Posted: Tue Aug 17, 2010 7:34 pm
by Leo
In the prone position, my coach was using 4" as the standard distance from the eye to the rear apperature... but looking at the photos from the recent world championship the distance appears much closer... perhaps 2"... for the coaches in the group how much distance is appropriate as I'm adjusting my LOP... As always, thanks for the help. :)

distance from eye to rear iris

Posted: Tue Aug 17, 2010 8:56 pm
by bugman 551
Do you shoot with shooting glasses?

Posted: Tue Aug 17, 2010 11:27 pm
by Pat McCoy
LOP is more concerned with fit of the rifle to your body. Distance of the sight to eye is usually made by moving the sight forward or backward.

Get into position without the rifle, and get comfortable. Have someone add the rifle to your position, without moving your body, then adjust LOP and handstop. You should start with pressure about the same on your shoulder as on the supporting hand.

Now have your helper slide the sight back toward your eye, and then away. Repeat this, and you will find a spot that is definitely better than other spots for the rear sight.

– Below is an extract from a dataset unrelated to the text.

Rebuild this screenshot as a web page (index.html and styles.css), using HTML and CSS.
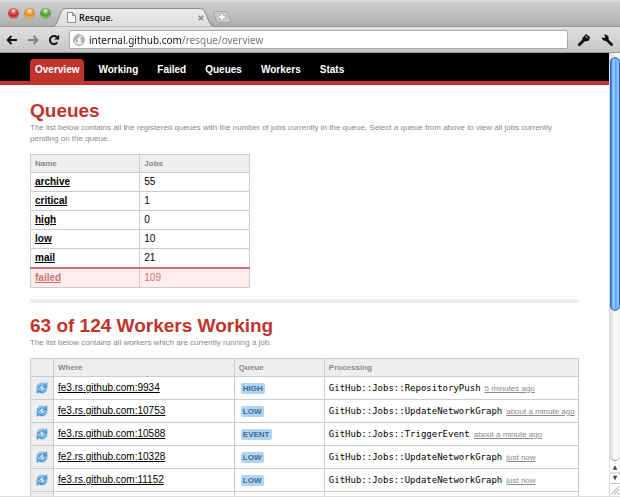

Posted: Wed Aug 18, 2010 2:51 am
by RobStubbs
As mentioned above you need to get the rest of your position sorted and then add in the sights. I seem to recall my coaching notes stating somewhere between 1 and 2.5 inches as (generally) optimal but I don't have my notes to hand, so can't verify that. You do however need to see what works best for you and ideally that would involve you lying in position, with the gun weight taken by a rest and someone sliding the rearsight backwards and forwards on the rail, to find an optimum placing. From that you can then test it properly from the shoulder and see how it goes over a longer course of fire.

Rob.

Posted: Thu Aug 19, 2010 12:01 am
by westerngriz
a good rule of thumb for outdoor shooting is that your apperature will be between .9mm and 1.2-1.3mm depending on light and your eyes. the front sight tube (18mm) should take up about 1/3-1/5 of the sight picture. thats with a standard barrel.
matt

Posted: Thu Aug 19, 2010 4:31 am
by Leo
westerngriz wrote:a good rule of thumb for outdoor shooting is that your apperature will be between .9mm and 1.2-1.3mm depending on light and your eyes. the front sight tube (18mm) should take up about 1/3-1/5 of the sight picture. thats with a standard barrel.
matt
Wow -- if I understand correctly, I should see a field of view at the front apperature (front post) 3x my 18mm sight tube or ~36mm... I'm WAY off, as I was attmpting to get a FOV equal to 20 mm... just a sliver of white around the front tube... more of a mechanical alignment....

Really -- 3x-5x FOV -- it will certainly take some adjustment -- I'm shooting tongiht -- any other opinions? :) (thanks!)

Posted: Thu Aug 19, 2010 6:51 am
by Dave IRL
you should definitely have a fairly substantial amount of light around the front aperture and, for that matter, around the aiming mark within the front aperture. If you don't, it'll blur out as your eye gets tired and you'll find it much harder to distinguish a good sight picture. If you have plenty of light, the same effect will not be apparent, and you'll find a lot less shots surprise you. I've recently moved to a 22mm foresight and find the extra light it lets in very beneficial for the clarity of the sight picture.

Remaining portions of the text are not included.